GREENVILLE, SC, April 22, 2014 /PRNewswire/ - Scio Diamond Technology Corporation (OTCQB: SCIO) ("Scio" or the Company") comments on the filing with the Securities and Exchange Commission made by a small group of dissident stockholders.
As an initial matter, the Company notes that the consents solicited by the group are not permitted under the Company's bylaws and will have no effect. As a result, the Company requests that stockholders not participate in the solicitation efforts by the group. This small group is principally made up of people who have sued the Company and its Board of Directors earlier and those matters were dismissed.

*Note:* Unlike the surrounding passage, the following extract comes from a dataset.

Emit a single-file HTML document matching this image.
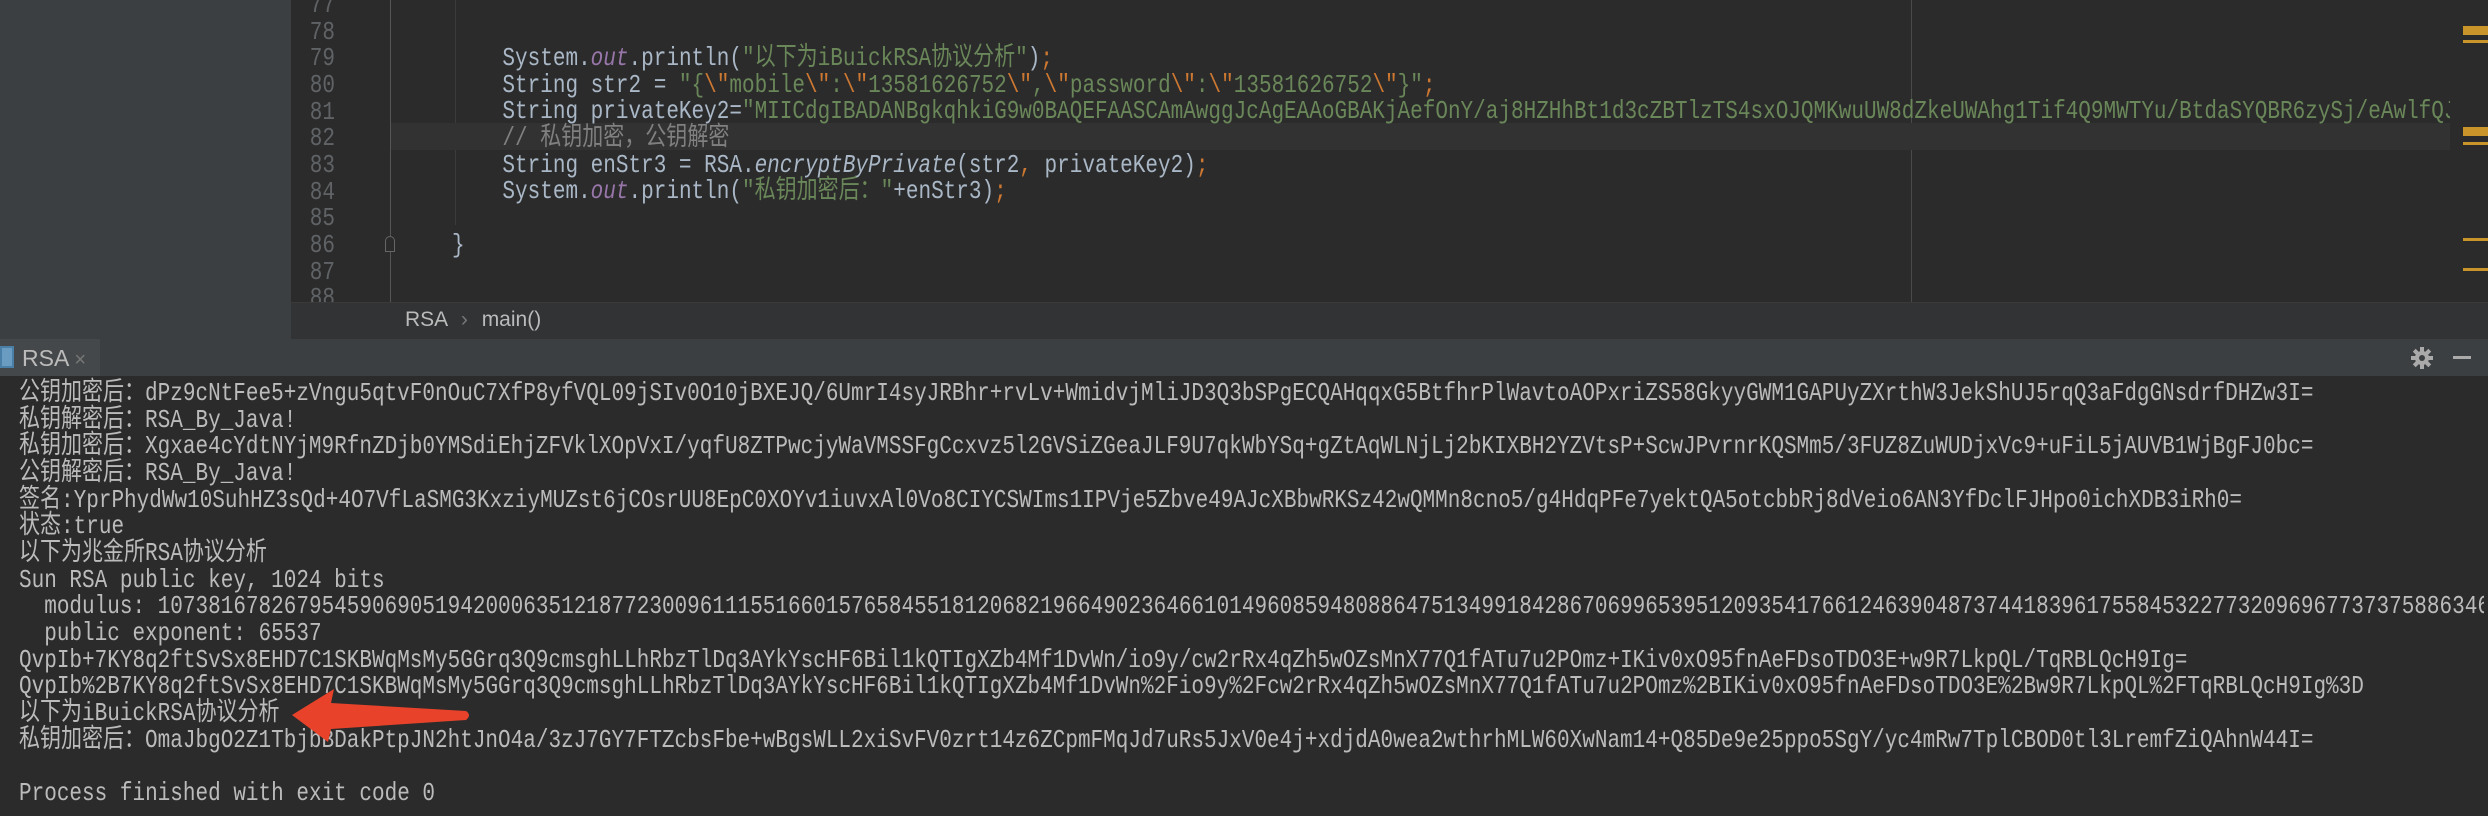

Recently, in certain SEC filings, Michael McMahon was named by the group of shareholders as one of persons participating in the solicitation of written consents from Scio shareholders. Mr. McMahon, the Company's Chief Executive Officer, stated: "Although I shared with a member of the group that I was willing to be nominated as a director, as I have with the current Board, I am not a participant in their solicitation, I am not now nor do I have any plans on working with them and I do not otherwise support their proposals in any manner."Speaking for the Board, "The group's attack on the Company's performance ignores the strong progress that we have made in the face of challenges inherent in this emerging industry" Chairman of the Board, Edward Adams stated. McMahon stated "under the current Board's leadership, we are advancing our technology for the mass production of diamonds, while we continue to explore the huge potential of our awesome technology. The Company continues its efforts to increase value by creating joint ventures, licensing technology, increasing sales, lowering overhead and operating costs, increasing revenue, lowering capital costs and dramatically improving our technology, as shown in our recent press release on 4" technology." McMahon also stated "the proposals and maneuvers like this one by anyone, cause the Company to incur additional unnecessary costs, that we just cannot afford, and are detrimental to all of our shareholders."